— BEGIN Supplied records —
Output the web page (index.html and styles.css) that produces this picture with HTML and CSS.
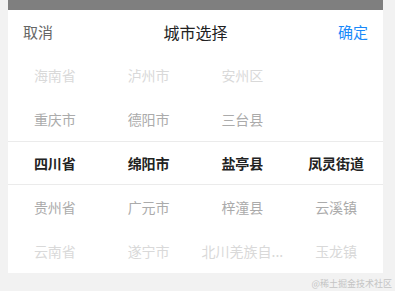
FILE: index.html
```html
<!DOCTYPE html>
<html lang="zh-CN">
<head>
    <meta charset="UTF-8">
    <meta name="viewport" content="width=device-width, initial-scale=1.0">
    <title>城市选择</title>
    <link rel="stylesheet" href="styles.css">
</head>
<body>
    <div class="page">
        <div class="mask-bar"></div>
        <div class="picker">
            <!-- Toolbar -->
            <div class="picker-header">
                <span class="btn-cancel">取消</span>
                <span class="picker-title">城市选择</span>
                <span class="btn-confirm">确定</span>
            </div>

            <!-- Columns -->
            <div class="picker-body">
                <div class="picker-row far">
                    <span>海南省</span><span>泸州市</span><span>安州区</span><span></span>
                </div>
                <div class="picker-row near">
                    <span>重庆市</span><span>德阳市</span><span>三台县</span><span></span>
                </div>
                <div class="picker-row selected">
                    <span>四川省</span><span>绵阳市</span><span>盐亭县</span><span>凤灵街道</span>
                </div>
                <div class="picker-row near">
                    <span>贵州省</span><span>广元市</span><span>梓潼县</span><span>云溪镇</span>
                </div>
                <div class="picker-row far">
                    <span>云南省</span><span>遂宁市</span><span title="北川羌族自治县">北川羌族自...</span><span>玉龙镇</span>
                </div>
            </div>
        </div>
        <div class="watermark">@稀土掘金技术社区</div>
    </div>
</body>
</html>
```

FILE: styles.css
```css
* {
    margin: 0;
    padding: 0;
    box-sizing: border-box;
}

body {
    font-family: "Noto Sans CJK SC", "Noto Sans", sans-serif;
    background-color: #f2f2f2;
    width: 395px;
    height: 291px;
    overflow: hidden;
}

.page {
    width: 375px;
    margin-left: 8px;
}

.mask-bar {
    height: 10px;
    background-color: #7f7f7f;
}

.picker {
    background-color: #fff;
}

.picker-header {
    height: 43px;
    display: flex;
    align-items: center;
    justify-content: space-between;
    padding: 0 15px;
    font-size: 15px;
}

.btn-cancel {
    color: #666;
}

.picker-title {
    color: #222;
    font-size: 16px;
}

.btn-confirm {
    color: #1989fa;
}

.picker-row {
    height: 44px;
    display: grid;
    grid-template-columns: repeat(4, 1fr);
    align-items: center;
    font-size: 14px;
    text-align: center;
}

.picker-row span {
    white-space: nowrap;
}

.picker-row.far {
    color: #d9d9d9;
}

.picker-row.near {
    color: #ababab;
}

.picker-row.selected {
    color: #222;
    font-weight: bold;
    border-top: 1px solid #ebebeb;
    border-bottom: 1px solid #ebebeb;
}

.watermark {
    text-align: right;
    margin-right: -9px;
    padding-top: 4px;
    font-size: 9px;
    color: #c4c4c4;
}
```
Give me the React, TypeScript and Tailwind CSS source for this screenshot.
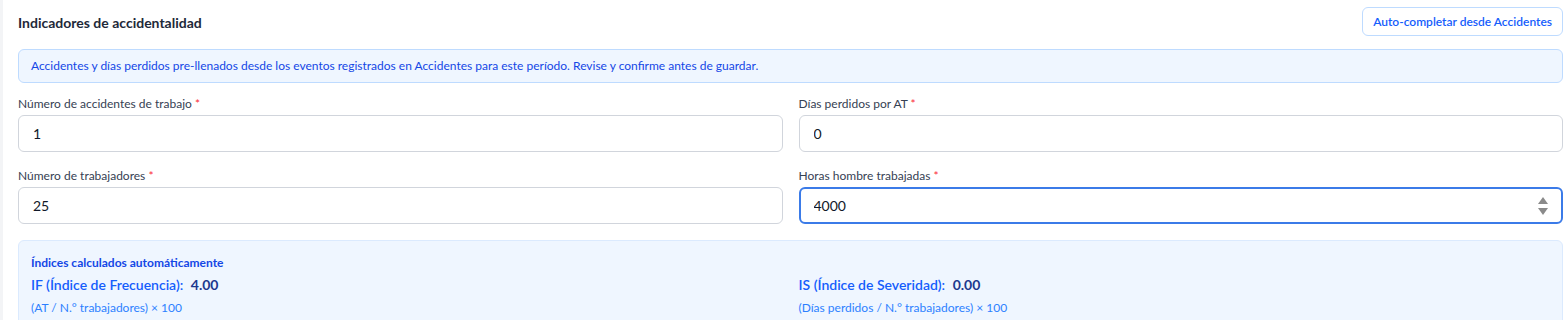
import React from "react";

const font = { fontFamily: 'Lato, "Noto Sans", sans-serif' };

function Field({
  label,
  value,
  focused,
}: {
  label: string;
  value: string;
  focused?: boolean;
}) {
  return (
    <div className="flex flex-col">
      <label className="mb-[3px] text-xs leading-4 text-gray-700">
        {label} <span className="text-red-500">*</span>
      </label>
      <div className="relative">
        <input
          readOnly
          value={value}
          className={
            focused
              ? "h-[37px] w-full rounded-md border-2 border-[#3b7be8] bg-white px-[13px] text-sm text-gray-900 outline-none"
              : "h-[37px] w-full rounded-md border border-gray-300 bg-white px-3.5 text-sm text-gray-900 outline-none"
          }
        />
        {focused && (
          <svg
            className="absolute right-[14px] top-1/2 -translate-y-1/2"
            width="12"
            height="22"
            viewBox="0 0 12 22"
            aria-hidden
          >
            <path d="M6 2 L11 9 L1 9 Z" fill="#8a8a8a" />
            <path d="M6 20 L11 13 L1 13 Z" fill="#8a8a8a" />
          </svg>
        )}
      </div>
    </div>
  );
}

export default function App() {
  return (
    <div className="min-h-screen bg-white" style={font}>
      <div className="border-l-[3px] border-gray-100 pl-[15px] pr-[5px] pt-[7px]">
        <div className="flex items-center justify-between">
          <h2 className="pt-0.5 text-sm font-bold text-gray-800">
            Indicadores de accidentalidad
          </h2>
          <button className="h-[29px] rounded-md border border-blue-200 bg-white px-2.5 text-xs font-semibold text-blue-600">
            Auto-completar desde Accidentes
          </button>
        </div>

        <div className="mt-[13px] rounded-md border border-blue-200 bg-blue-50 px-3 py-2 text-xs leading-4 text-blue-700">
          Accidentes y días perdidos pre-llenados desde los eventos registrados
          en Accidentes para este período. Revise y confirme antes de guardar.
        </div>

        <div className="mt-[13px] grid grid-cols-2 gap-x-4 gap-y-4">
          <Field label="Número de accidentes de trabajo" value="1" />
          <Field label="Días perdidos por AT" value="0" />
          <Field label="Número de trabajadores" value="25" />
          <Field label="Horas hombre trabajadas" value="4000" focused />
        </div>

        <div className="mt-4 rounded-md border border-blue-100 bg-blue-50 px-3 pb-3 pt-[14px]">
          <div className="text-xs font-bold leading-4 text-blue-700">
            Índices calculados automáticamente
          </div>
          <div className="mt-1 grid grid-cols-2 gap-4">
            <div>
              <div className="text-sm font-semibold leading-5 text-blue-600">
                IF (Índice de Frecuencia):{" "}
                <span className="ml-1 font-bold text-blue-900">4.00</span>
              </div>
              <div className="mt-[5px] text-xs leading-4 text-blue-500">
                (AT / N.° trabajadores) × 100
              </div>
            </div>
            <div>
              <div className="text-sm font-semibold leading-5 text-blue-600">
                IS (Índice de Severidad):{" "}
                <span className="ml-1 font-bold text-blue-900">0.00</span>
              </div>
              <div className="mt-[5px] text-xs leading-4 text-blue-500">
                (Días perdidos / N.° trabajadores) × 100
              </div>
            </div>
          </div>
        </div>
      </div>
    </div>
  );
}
— END Supplied records —
Filter the listing above by the word "this"; copy each line that passes.

Output the web page (index.html and styles.css) that produces this picture with HTML and CSS.
Give me the React, TypeScript and Tailwind CSS source for this screenshot.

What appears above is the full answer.